=== Material provided ===
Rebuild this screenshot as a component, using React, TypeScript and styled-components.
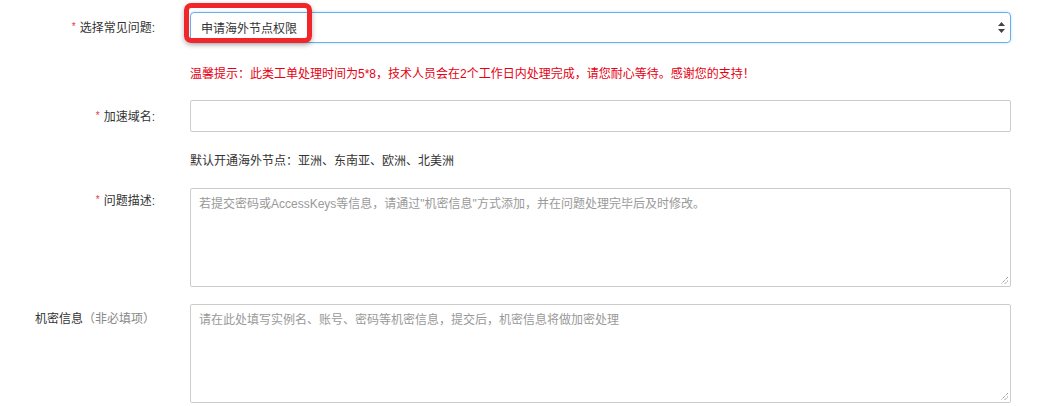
import React from 'react';
import styled, { createGlobalStyle } from 'styled-components';

const GlobalStyle = createGlobalStyle`
  html, body {
    margin: 0;
    padding: 0;
    background: #fff;
  }
  body {
    font-family: "Liberation Sans", "Noto Sans CJK SC", sans-serif;
    font-size: 12px;
    color: #333;
  }
`;

const Form = styled.form`
  width: 1011px;
  padding-top: 12px;
`;

const Group = styled.div<{ $mb?: number }>`
  display: grid;
  grid-template-columns: 155px 821px;
  column-gap: 35px;
  margin-bottom: ${(p) => p.$mb ?? 0}px;
`;

const Label = styled.label<{ $top?: number }>`
  text-align: right;
  padding-top: ${(p) => p.$top ?? 8}px;
  line-height: 16px;
  font-size: 12px;
  color: #333;
  white-space: nowrap;
`;

const Star = styled.span`
  color: #e4393c;
  margin-right: 4px;
  font-size: 10px;
  vertical-align: 2px;
`;

const Optional = styled.span`
  color: #888;
`;

const Field = styled.div`
  position: relative;
`;

const Select = styled.div`
  box-sizing: border-box;
  height: 31px;
  border: 1px solid #66afe9;
  border-radius: 4px;
  box-shadow: 0 0 3px rgba(102, 175, 233, 0.4);
  display: flex;
  align-items: center;
  justify-content: space-between;
  padding: 0 5px 0 10px;
  font-size: 12px;
  color: #333;
`;

const Arrows = styled.svg`
  width: 7px;
  height: 11px;
`;

const Highlight = styled.div`
  position: absolute;
  left: -6px;
  top: -9px;
  width: 128px;
  height: 40px;
  box-sizing: border-box;
  border: 5px solid #f0262a;
  border-radius: 7px;
  box-shadow: 0 2px 5px rgba(0, 0, 0, 0.3);
  pointer-events: none;
`;

const Input = styled.div`
  box-sizing: border-box;
  height: 32px;
  border: 1px solid #ccc;
  border-radius: 2px;
`;

const Help = styled.div<{ $warn?: boolean; $mt: number; $mb: number }>`
  margin-left: 190px;
  margin-top: ${(p) => p.$mt}px;
  margin-bottom: ${(p) => p.$mb}px;
  line-height: 18px;
  font-size: 12px;
  color: ${(p) => (p.$warn ? '#e60012' : '#333')};
`;

const TextArea = styled.div`
  position: relative;
  box-sizing: border-box;
  height: 99px;
  border: 1px solid #ccc;
  border-radius: 2px;
  padding: 7px 8px;
  color: #999;
  font-size: 12px;
  line-height: 16px;
`;

const Grip = styled.svg`
  position: absolute;
  right: 1px;
  bottom: 1px;
  width: 9px;
  height: 9px;
`;

const ResizeGrip = () => (
  <Grip viewBox="0 0 9 9">
    <path d="M8 1 L1 8 M8 4.5 L4.5 8" stroke="#777" strokeWidth="1" strokeDasharray="1 1" />
  </Grip>
);

export default function App() {
  return (
    <>
      <GlobalStyle />
      <Form>
        <Group>
          <Label $top={7}>
            <Star>*</Star>选择常见问题:
          </Label>
          <Field>
            <Select>
              <span>申请海外节点权限</span>
              <Arrows viewBox="0 0 7 11">
                <path d="M3.5 0 L7 4 L0 4 Z M0 7 L7 7 L3.5 11 Z" fill="#444" />
              </Arrows>
            </Select>
            <Highlight />
          </Field>
        </Group>
        <Help $warn $mt={22} $mb={17}>
          温馨提示：此类工单处理时间为5*8，技术人员会在2个工作日内处理完成，请您耐心等待。感谢您的支持！
        </Help>
        <Group>
          <Label>
            <Star>*</Star>加速域名:
          </Label>
          <Input />
        </Group>
        <Help $mt={20} $mb={18}>
          默认开通海外节点：亚洲、东南亚、欧洲、北美洲
        </Help>
        <Group $mb={17}>
          <Label $top={4}>
            <Star>*</Star>问题描述:
          </Label>
          <TextArea>
            若提交密码或AccessKeys等信息，请通过"机密信息"方式添加，并在问题处理完毕后及时修改。
            <ResizeGrip />
          </TextArea>
        </Group>
        <Group>
          <Label $top={7}>
            机密信息<Optional>（非必填项）</Optional>
          </Label>
          <TextArea>
            请在此处填写实例名、账号、密码等机密信息，提交后，机密信息将做加密处理
            <ResizeGrip />
          </TextArea>
        </Group>
      </Form>
    </>
  );
}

=== Task goal ===
Make an exact reproduction of the listing above, without any pictures.

=== Correct response ===
Rebuild this screenshot as a component, using React, TypeScript and styled-components.
import React from 'react';
import styled, { createGlobalStyle } from 'styled-components';

const GlobalStyle = createGlobalStyle`
  html, body {
    margin: 0;
    padding: 0;
    background: #fff;
  }
  body {
    font-family: "Liberation Sans", "Noto Sans CJK SC", sans-serif;
    font-size: 12px;
    color: #333;
  }
`;

const Form = styled.form`
  width: 1011px;
  padding-top: 12px;
`;

const Group = styled.div<{ $mb?: number }>`
  display: grid;
  grid-template-columns: 155px 821px;
  column-gap: 35px;
  margin-bottom: ${(p) => p.$mb ?? 0}px;
`;

const Label = styled.label<{ $top?: number }>`
  text-align: right;
  padding-top: ${(p) => p.$top ?? 8}px;
  line-height: 16px;
  font-size: 12px;
  color: #333;
  white-space: nowrap;
`;

const Star = styled.span`
  color: #e4393c;
  margin-right: 4px;
  font-size: 10px;
  vertical-align: 2px;
`;

const Optional = styled.span`
  color: #888;
`;

const Field = styled.div`
  position: relative;
`;

const Select = styled.div`
  box-sizing: border-box;
  height: 31px;
  border: 1px solid #66afe9;
  border-radius: 4px;
  box-shadow: 0 0 3px rgba(102, 175, 233, 0.4);
  display: flex;
  align-items: center;
  justify-content: space-between;
  padding: 0 5px 0 10px;
  font-size: 12px;
  color: #333;
`;

const Arrows = styled.svg`
  width: 7px;
  height: 11px;
`;

const Highlight = styled.div`
  position: absolute;
  left: -6px;
  top: -9px;
  width: 128px;
  height: 40px;
  box-sizing: border-box;
  border: 5px solid #f0262a;
  border-radius: 7px;
  box-shadow: 0 2px 5px rgba(0, 0, 0, 0.3);
  pointer-events: none;
`;

const Input = styled.div`
  box-sizing: border-box;
  height: 32px;
  border: 1px solid #ccc;
  border-radius: 2px;
`;

const Help = styled.div<{ $warn?: boolean; $mt: number; $mb: number }>`
  margin-left: 190px;
  margin-top: ${(p) => p.$mt}px;
  margin-bottom: ${(p) => p.$mb}px;
  line-height: 18px;
  font-size: 12px;
  color: ${(p) => (p.$warn ? '#e60012' : '#333')};
`;

const TextArea = styled.div`
  position: relative;
  box-sizing: border-box;
  height: 99px;
  border: 1px solid #ccc;
  border-radius: 2px;
  padding: 7px 8px;
  color: #999;
  font-size: 12px;
  line-height: 16px;
`;

const Grip = styled.svg`
  position: absolute;
  right: 1px;
  bottom: 1px;
  width: 9px;
  height: 9px;
`;

const ResizeGrip = () => (
  <Grip viewBox="0 0 9 9">
    <path d="M8 1 L1 8 M8 4.5 L4.5 8" stroke="#777" strokeWidth="1" strokeDasharray="1 1" />
  </Grip>
);

export default function App() {
  return (
    <>
      <GlobalStyle />
      <Form>
        <Group>
          <Label $top={7}>
            <Star>*</Star>选择常见问题:
          </Label>
          <Field>
            <Select>
              <span>申请海外节点权限</span>
              <Arrows viewBox="0 0 7 11">
                <path d="M3.5 0 L7 4 L0 4 Z M0 7 L7 7 L3.5 11 Z" fill="#444" />
              </Arrows>
            </Select>
            <Highlight />
          </Field>
        </Group>
        <Help $warn $mt={22} $mb={17}>
          温馨提示：此类工单处理时间为5*8，技术人员会在2个工作日内处理完成，请您耐心等待。感谢您的支持！
        </Help>
        <Group>
          <Label>
            <Star>*</Star>加速域名:
          </Label>
          <Input />
        </Group>
        <Help $mt={20} $mb={18}>
          默认开通海外节点：亚洲、东南亚、欧洲、北美洲
        </Help>
        <Group $mb={17}>
          <Label $top={4}>
            <Star>*</Star>问题描述:
          </Label>
          <TextArea>
            若提交密码或AccessKeys等信息，请通过"机密信息"方式添加，并在问题处理完毕后及时修改。
            <ResizeGrip />
          </TextArea>
        </Group>
        <Group>
          <Label $top={7}>
            机密信息<Optional>（非必填项）</Optional>
          </Label>
          <TextArea>
            请在此处填写实例名、账号、密码等机密信息，提交后，机密信息将做加密处理
            <ResizeGrip />
          </TextArea>
        </Group>
      </Form>
    </>
  );
}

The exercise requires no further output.